- _RECORD EXCERPTS_

========

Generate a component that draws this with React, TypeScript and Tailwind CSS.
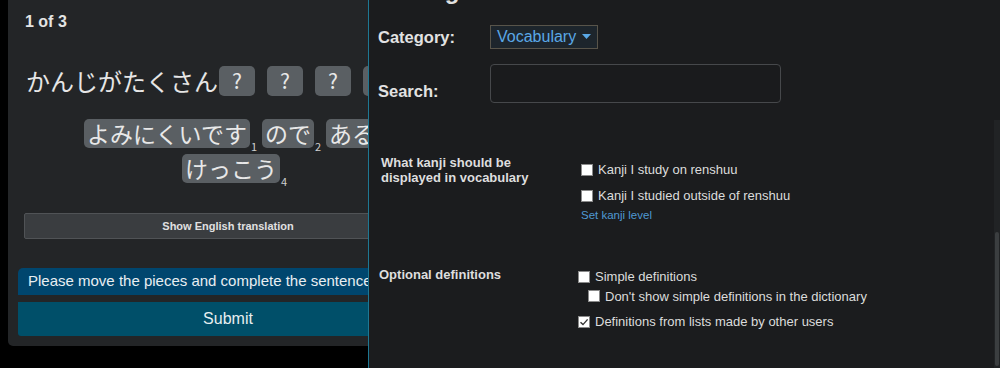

========

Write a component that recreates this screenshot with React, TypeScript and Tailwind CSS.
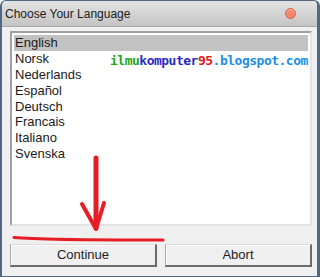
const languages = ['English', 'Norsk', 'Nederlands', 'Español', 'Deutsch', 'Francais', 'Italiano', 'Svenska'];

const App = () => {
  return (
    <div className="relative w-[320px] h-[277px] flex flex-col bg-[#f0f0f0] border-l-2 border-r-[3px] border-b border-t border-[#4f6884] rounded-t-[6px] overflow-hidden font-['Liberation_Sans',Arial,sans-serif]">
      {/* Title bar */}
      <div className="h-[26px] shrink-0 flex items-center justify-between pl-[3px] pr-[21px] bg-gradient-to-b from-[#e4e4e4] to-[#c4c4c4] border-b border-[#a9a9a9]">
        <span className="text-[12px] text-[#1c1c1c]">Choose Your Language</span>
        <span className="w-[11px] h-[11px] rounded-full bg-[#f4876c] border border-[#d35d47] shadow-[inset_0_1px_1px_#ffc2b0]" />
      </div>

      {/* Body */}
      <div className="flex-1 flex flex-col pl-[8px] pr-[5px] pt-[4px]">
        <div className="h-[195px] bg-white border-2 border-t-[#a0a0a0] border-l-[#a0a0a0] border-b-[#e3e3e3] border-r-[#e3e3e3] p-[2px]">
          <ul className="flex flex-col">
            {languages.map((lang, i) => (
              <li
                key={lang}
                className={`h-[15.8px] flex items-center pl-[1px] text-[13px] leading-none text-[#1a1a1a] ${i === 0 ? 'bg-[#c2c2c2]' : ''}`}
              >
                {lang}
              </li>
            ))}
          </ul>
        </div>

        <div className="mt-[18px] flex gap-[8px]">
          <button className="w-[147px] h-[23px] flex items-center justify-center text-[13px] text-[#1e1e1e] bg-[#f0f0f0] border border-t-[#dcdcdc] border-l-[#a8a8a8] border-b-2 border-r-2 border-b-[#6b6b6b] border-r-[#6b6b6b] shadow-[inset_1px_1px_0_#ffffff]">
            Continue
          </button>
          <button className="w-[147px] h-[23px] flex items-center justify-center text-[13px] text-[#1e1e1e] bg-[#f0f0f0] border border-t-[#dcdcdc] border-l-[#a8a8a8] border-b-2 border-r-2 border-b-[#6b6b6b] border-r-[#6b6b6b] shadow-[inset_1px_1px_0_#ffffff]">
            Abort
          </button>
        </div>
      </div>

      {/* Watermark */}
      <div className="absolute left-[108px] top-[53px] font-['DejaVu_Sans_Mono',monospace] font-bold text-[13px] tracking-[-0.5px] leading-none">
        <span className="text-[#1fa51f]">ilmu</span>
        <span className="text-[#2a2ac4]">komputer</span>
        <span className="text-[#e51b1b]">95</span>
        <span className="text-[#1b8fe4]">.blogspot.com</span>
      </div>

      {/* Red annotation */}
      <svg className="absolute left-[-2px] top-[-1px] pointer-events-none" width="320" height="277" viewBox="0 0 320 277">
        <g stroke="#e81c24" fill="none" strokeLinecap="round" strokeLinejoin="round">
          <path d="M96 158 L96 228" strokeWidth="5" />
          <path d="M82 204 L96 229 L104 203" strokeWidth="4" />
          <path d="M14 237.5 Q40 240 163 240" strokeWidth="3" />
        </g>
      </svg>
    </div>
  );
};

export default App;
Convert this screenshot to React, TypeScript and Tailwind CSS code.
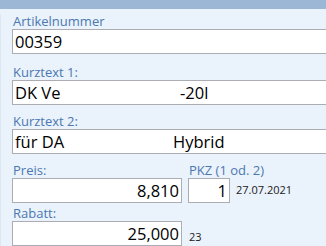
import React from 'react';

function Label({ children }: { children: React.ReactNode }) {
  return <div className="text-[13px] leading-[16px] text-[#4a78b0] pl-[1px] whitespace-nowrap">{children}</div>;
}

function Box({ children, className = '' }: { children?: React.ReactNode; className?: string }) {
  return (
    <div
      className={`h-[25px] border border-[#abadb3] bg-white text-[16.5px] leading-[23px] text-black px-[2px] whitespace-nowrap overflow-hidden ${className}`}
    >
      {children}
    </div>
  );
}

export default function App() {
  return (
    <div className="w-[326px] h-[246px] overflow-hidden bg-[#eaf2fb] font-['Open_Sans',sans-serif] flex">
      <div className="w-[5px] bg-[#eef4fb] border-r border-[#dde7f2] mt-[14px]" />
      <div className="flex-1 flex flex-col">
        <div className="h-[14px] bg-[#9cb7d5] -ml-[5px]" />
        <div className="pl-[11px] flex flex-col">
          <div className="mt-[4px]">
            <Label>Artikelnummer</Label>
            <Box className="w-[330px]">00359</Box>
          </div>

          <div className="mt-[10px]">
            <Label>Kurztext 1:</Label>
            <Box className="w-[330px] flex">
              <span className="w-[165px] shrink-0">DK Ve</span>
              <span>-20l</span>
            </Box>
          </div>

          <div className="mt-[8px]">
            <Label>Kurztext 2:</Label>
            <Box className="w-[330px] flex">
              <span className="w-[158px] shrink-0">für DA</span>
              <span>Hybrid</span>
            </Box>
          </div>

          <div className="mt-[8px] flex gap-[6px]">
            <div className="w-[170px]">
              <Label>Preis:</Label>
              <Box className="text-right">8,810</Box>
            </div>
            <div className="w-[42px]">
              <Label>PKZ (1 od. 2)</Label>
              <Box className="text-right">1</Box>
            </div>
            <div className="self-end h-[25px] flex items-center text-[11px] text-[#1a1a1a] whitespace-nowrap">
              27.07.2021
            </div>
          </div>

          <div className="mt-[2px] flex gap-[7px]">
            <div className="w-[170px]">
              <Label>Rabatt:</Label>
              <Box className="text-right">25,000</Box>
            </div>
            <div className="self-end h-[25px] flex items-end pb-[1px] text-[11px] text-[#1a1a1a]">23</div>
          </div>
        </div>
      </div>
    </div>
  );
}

========

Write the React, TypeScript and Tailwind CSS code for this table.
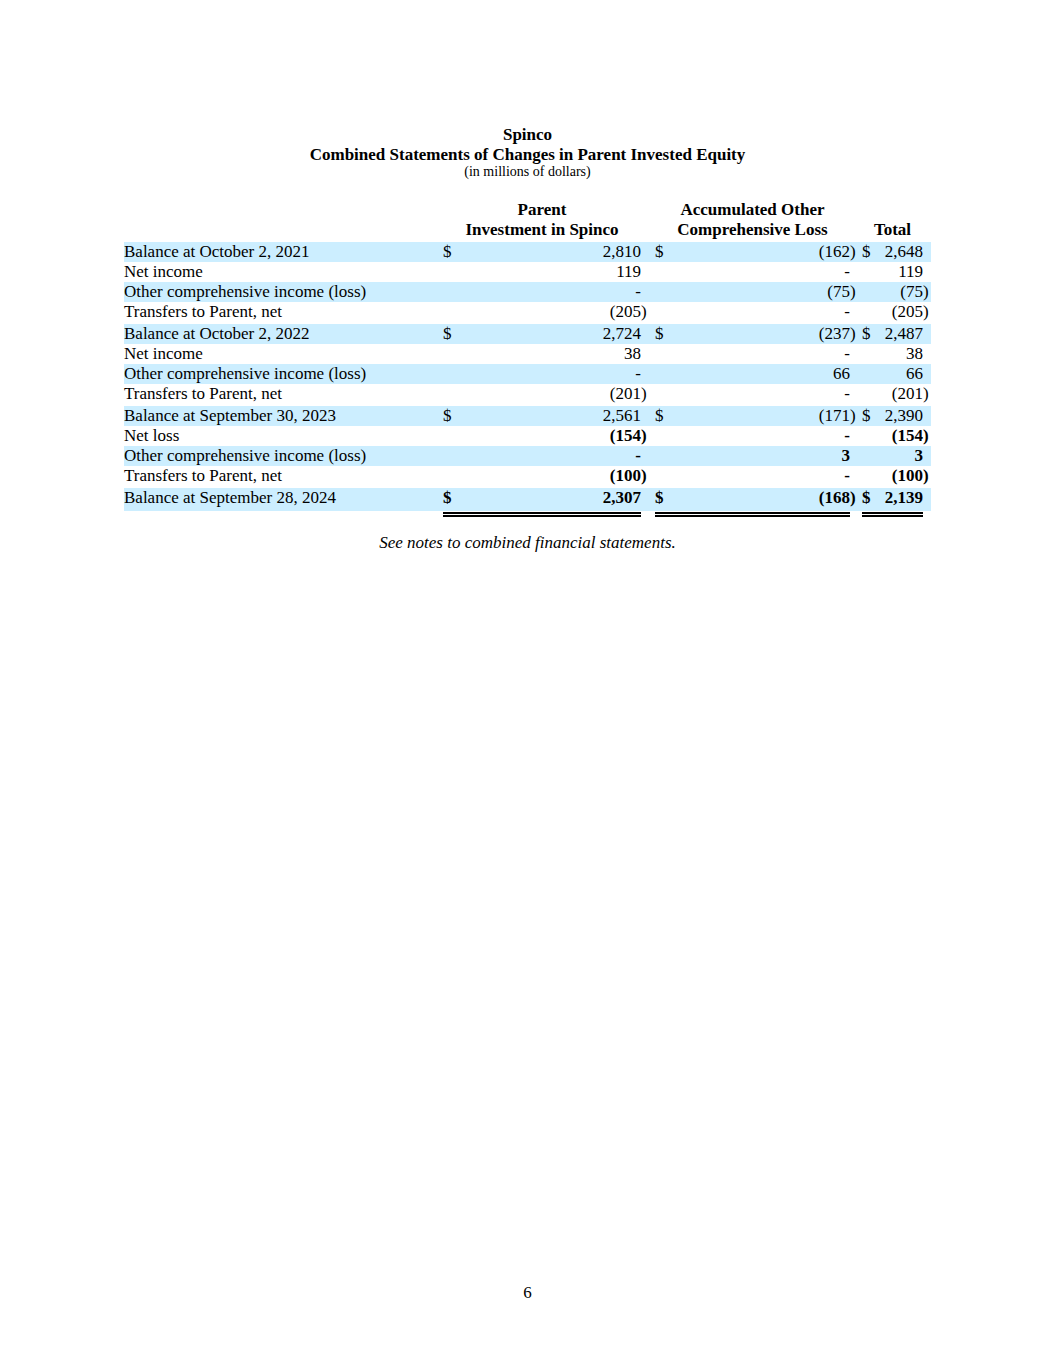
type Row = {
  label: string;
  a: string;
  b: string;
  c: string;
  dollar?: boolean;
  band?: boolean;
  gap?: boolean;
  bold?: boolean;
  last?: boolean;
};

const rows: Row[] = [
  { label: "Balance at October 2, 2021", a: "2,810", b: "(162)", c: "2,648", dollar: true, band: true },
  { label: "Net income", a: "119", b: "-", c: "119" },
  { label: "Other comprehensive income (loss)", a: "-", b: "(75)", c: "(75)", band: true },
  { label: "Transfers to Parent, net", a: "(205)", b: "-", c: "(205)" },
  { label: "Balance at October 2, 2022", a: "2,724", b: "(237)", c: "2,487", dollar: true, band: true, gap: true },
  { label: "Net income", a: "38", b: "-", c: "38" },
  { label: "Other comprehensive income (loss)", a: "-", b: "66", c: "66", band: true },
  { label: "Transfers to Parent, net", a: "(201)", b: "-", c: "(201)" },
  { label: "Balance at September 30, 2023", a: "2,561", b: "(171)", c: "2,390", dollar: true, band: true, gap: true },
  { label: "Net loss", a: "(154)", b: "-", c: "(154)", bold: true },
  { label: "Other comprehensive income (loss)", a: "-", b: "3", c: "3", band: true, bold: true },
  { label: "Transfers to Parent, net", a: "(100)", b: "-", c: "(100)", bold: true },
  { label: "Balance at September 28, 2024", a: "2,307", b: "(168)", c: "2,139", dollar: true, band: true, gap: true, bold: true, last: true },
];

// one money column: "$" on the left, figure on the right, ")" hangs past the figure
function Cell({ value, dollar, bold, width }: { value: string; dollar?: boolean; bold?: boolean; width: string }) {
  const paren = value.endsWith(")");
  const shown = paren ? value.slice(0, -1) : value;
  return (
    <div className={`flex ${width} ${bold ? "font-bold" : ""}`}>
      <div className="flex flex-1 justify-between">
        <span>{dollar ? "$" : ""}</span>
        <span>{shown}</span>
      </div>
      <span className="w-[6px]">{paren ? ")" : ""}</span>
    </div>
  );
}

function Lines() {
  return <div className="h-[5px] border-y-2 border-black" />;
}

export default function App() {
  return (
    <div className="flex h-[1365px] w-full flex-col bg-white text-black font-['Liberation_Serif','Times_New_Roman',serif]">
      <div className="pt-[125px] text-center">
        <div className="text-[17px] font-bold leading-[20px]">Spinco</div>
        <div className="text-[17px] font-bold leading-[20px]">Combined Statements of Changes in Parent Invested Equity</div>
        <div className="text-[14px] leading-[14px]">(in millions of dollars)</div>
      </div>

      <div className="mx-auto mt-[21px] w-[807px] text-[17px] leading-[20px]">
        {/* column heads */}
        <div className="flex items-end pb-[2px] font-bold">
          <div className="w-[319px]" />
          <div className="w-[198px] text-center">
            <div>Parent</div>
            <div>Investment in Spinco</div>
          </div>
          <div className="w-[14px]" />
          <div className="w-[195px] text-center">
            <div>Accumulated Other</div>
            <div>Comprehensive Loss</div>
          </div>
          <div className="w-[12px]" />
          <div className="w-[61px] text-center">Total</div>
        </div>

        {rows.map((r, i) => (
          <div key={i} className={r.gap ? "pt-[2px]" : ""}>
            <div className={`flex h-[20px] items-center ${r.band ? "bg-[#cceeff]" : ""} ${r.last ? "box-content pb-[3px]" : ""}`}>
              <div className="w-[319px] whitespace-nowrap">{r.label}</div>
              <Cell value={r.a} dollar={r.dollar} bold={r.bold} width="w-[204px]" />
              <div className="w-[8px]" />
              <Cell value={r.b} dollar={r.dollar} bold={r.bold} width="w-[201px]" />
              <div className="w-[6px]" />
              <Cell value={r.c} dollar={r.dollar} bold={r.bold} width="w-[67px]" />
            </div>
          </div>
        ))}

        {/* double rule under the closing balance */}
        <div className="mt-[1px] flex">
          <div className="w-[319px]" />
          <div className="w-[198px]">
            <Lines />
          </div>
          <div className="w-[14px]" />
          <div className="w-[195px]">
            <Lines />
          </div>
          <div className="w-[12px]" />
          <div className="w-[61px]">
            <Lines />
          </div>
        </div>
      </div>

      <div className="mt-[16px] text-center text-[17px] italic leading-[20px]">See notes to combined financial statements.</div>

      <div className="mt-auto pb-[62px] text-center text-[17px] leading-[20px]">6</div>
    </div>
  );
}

========

- _SET EXERCISE_
Going through the entries above line by line, work out how many lines include the word "that". Only the number is required.

- _ANSWER FOR THIS EXERCISE_
2